--- INFORMATION GIVEN ---

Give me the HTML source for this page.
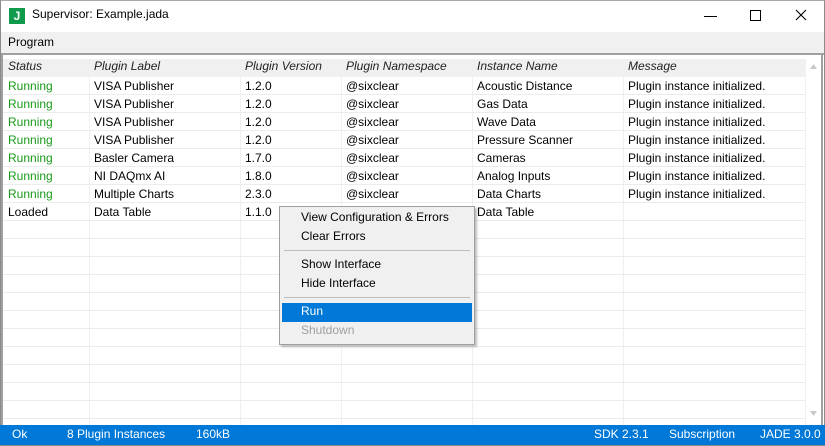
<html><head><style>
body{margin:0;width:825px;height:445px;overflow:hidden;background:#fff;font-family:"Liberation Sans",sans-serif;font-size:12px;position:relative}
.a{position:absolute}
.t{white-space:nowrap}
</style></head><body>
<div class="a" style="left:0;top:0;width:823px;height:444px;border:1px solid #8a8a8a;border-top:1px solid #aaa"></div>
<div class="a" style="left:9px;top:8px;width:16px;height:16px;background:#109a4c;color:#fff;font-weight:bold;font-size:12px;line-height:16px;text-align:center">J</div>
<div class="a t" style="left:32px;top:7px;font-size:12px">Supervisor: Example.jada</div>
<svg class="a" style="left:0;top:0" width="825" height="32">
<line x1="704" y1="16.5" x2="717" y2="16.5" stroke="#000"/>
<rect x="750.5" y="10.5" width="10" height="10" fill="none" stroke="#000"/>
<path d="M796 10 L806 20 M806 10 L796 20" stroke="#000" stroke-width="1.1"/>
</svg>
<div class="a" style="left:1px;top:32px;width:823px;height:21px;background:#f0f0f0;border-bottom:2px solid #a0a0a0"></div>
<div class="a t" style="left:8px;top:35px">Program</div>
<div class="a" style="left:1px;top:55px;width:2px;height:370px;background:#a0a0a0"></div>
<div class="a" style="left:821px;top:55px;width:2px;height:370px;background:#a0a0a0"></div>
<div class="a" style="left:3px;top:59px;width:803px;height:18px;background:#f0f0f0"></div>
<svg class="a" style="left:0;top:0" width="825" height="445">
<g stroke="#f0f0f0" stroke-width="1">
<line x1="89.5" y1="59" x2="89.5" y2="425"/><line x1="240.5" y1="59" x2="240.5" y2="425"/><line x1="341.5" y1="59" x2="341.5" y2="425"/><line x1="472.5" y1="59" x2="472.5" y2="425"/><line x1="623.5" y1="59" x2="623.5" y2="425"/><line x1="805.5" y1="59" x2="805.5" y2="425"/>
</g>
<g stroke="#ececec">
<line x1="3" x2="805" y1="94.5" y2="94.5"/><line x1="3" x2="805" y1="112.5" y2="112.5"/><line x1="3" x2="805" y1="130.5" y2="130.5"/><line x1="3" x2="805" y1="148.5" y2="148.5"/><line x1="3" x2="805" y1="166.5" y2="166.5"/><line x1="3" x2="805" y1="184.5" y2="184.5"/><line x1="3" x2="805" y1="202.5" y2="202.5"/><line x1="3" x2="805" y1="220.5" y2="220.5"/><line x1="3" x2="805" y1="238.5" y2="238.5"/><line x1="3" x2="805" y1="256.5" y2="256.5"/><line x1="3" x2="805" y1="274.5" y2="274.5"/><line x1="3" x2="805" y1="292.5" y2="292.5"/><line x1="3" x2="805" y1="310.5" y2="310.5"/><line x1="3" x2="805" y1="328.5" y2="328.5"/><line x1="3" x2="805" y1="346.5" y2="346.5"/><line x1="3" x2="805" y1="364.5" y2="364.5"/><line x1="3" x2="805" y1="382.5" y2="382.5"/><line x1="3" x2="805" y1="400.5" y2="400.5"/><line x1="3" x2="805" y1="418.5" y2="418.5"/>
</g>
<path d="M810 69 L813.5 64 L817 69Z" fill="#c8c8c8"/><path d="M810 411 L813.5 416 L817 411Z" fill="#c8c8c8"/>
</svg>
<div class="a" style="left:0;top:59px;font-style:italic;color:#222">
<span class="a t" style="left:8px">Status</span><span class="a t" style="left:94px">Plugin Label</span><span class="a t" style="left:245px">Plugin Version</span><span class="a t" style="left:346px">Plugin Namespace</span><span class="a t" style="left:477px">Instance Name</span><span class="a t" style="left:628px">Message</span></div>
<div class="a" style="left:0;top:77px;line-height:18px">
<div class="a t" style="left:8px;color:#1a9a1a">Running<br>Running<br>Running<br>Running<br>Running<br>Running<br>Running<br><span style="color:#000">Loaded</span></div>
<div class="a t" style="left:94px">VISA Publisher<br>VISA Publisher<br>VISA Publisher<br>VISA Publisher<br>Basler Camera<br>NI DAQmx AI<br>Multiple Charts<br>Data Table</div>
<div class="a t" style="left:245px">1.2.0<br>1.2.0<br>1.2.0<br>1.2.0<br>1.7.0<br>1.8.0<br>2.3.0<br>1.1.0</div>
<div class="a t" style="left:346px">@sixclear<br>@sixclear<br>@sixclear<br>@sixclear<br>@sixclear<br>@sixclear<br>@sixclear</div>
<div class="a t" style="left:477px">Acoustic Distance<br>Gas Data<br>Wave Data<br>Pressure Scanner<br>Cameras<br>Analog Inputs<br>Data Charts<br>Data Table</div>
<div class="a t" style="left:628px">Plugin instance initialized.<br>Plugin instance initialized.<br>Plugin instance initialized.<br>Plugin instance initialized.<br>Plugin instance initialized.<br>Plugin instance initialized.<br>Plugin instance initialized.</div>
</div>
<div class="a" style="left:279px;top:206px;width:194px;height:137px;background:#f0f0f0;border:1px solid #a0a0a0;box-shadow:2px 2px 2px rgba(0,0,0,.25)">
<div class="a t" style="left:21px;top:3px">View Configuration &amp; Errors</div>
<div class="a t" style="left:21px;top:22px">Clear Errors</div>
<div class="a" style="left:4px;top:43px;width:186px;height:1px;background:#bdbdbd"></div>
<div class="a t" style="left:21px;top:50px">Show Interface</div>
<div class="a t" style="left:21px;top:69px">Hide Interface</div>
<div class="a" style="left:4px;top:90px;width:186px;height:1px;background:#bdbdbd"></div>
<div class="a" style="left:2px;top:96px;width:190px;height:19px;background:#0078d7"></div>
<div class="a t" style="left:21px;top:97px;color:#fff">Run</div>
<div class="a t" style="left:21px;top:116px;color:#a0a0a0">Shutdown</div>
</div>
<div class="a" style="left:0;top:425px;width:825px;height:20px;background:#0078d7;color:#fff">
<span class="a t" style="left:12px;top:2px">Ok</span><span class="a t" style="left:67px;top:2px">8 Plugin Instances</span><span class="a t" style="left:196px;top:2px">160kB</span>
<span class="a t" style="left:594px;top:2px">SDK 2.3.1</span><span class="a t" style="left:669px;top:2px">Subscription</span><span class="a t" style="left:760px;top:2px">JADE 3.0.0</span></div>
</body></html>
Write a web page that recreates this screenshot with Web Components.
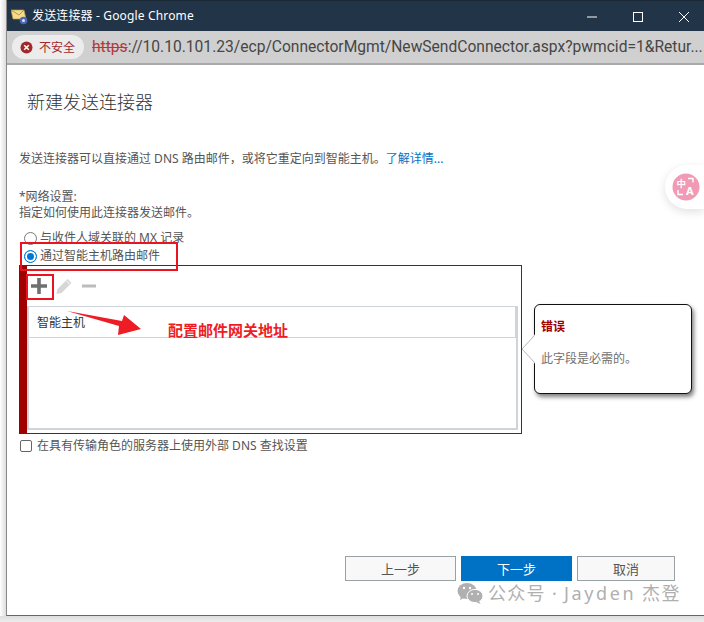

---

**WHAT THE EXERCISE ASKS:** Your job is to transcribe the entries above exactly; skip the pictures.

**EXERCISE RESPONSE:**
Give me the HTML source for this page.
<html><head><style>
body{margin:0;width:825px;height:445px;overflow:hidden;background:#fff;font-family:"Liberation Sans",sans-serif;font-size:12px;position:relative}
.a{position:absolute}
.t{white-space:nowrap}
</style></head><body>
<div class="a" style="left:0;top:0;width:823px;height:444px;border:1px solid #8a8a8a;border-top:1px solid #aaa"></div>
<div class="a" style="left:9px;top:8px;width:16px;height:16px;background:#109a4c;color:#fff;font-weight:bold;font-size:12px;line-height:16px;text-align:center">J</div>
<div class="a t" style="left:32px;top:7px;font-size:12px">Supervisor: Example.jada</div>
<svg class="a" style="left:0;top:0" width="825" height="32">
<line x1="704" y1="16.5" x2="717" y2="16.5" stroke="#000"/>
<rect x="750.5" y="10.5" width="10" height="10" fill="none" stroke="#000"/>
<path d="M796 10 L806 20 M806 10 L796 20" stroke="#000" stroke-width="1.1"/>
</svg>
<div class="a" style="left:1px;top:32px;width:823px;height:21px;background:#f0f0f0;border-bottom:2px solid #a0a0a0"></div>
<div class="a t" style="left:8px;top:35px">Program</div>
<div class="a" style="left:1px;top:55px;width:2px;height:370px;background:#a0a0a0"></div>
<div class="a" style="left:821px;top:55px;width:2px;height:370px;background:#a0a0a0"></div>
<div class="a" style="left:3px;top:59px;width:803px;height:18px;background:#f0f0f0"></div>
<svg class="a" style="left:0;top:0" width="825" height="445">
<g stroke="#f0f0f0" stroke-width="1">
<line x1="89.5" y1="59" x2="89.5" y2="425"/><line x1="240.5" y1="59" x2="240.5" y2="425"/><line x1="341.5" y1="59" x2="341.5" y2="425"/><line x1="472.5" y1="59" x2="472.5" y2="425"/><line x1="623.5" y1="59" x2="623.5" y2="425"/><line x1="805.5" y1="59" x2="805.5" y2="425"/>
</g>
<g stroke="#ececec">
<line x1="3" x2="805" y1="94.5" y2="94.5"/><line x1="3" x2="805" y1="112.5" y2="112.5"/><line x1="3" x2="805" y1="130.5" y2="130.5"/><line x1="3" x2="805" y1="148.5" y2="148.5"/><line x1="3" x2="805" y1="166.5" y2="166.5"/><line x1="3" x2="805" y1="184.5" y2="184.5"/><line x1="3" x2="805" y1="202.5" y2="202.5"/><line x1="3" x2="805" y1="220.5" y2="220.5"/><line x1="3" x2="805" y1="238.5" y2="238.5"/><line x1="3" x2="805" y1="256.5" y2="256.5"/><line x1="3" x2="805" y1="274.5" y2="274.5"/><line x1="3" x2="805" y1="292.5" y2="292.5"/><line x1="3" x2="805" y1="310.5" y2="310.5"/><line x1="3" x2="805" y1="328.5" y2="328.5"/><line x1="3" x2="805" y1="346.5" y2="346.5"/><line x1="3" x2="805" y1="364.5" y2="364.5"/><line x1="3" x2="805" y1="382.5" y2="382.5"/><line x1="3" x2="805" y1="400.5" y2="400.5"/><line x1="3" x2="805" y1="418.5" y2="418.5"/>
</g>
<path d="M810 69 L813.5 64 L817 69Z" fill="#c8c8c8"/><path d="M810 411 L813.5 416 L817 411Z" fill="#c8c8c8"/>
</svg>
<div class="a" style="left:0;top:59px;font-style:italic;color:#222">
<span class="a t" style="left:8px">Status</span><span class="a t" style="left:94px">Plugin Label</span><span class="a t" style="left:245px">Plugin Version</span><span class="a t" style="left:346px">Plugin Namespace</span><span class="a t" style="left:477px">Instance Name</span><span class="a t" style="left:628px">Message</span></div>
<div class="a" style="left:0;top:77px;line-height:18px">
<div class="a t" style="left:8px;color:#1a9a1a">Running<br>Running<br>Running<br>Running<br>Running<br>Running<br>Running<br><span style="color:#000">Loaded</span></div>
<div class="a t" style="left:94px">VISA Publisher<br>VISA Publisher<br>VISA Publisher<br>VISA Publisher<br>Basler Camera<br>NI DAQmx AI<br>Multiple Charts<br>Data Table</div>
<div class="a t" style="left:245px">1.2.0<br>1.2.0<br>1.2.0<br>1.2.0<br>1.7.0<br>1.8.0<br>2.3.0<br>1.1.0</div>
<div class="a t" style="left:346px">@sixclear<br>@sixclear<br>@sixclear<br>@sixclear<br>@sixclear<br>@sixclear<br>@sixclear</div>
<div class="a t" style="left:477px">Acoustic Distance<br>Gas Data<br>Wave Data<br>Pressure Scanner<br>Cameras<br>Analog Inputs<br>Data Charts<br>Data Table</div>
<div class="a t" style="left:628px">Plugin instance initialized.<br>Plugin instance initialized.<br>Plugin instance initialized.<br>Plugin instance initialized.<br>Plugin instance initialized.<br>Plugin instance initialized.<br>Plugin instance initialized.</div>
</div>
<div class="a" style="left:279px;top:206px;width:194px;height:137px;background:#f0f0f0;border:1px solid #a0a0a0;box-shadow:2px 2px 2px rgba(0,0,0,.25)">
<div class="a t" style="left:21px;top:3px">View Configuration &amp; Errors</div>
<div class="a t" style="left:21px;top:22px">Clear Errors</div>
<div class="a" style="left:4px;top:43px;width:186px;height:1px;background:#bdbdbd"></div>
<div class="a t" style="left:21px;top:50px">Show Interface</div>
<div class="a t" style="left:21px;top:69px">Hide Interface</div>
<div class="a" style="left:4px;top:90px;width:186px;height:1px;background:#bdbdbd"></div>
<div class="a" style="left:2px;top:96px;width:190px;height:19px;background:#0078d7"></div>
<div class="a t" style="left:21px;top:97px;color:#fff">Run</div>
<div class="a t" style="left:21px;top:116px;color:#a0a0a0">Shutdown</div>
</div>
<div class="a" style="left:0;top:425px;width:825px;height:20px;background:#0078d7;color:#fff">
<span class="a t" style="left:12px;top:2px">Ok</span><span class="a t" style="left:67px;top:2px">8 Plugin Instances</span><span class="a t" style="left:196px;top:2px">160kB</span>
<span class="a t" style="left:594px;top:2px">SDK 2.3.1</span><span class="a t" style="left:669px;top:2px">Subscription</span><span class="a t" style="left:760px;top:2px">JADE 3.0.0</span></div>
</body></html>
Write a web page that recreates this screenshot with Web Components.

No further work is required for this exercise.